Aujourd’hui encore le mauvais prime le bon ici-bas, il faut à cette terre la conquête et l’essai des libertés qui rendent les hommes bons et sages.
Il lui faut, comme aux plantes, l’air pur et le soleil et non la compression, le froid l’air insalubre.
Ceux qui sont à la tête se figurent généralement qu’à l’aide de la domination suprême, on atteindra tous les résultats, mais ils oublient que tout ce qui est comprimé dévié, ils ne voient pas que la docilité, que la soumission dégénèrent souvent en hypocrisie et font naître la révolte.
Comme tout ce qui est imparfait, la terre a son ignorante enfance et sa folle jeunesse, elle aura aussi son âge de travail et ses jours d’espérance, de calme et de bonté.
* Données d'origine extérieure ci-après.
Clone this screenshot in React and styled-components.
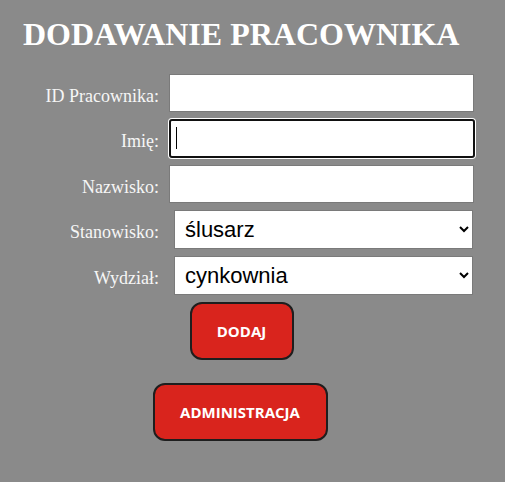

Adoucir autant que possible cette époque d’aigreur, d’amertume, neutraliser les haines, empêcher les chocs trop violents, apporter partout les sentiments de paix, de bienveillance, de fraternité réelle, voilà qu’elle doit être l’œuvre de tous les esprits dévoués qui aiment l’humanité pour elle-même et remplissent leur devoir par conviction, par conscience et sans souci de leur satisfaction propre.
Ce doit être l’œuvre des adeptes du spiritisme.
Marie Capelle.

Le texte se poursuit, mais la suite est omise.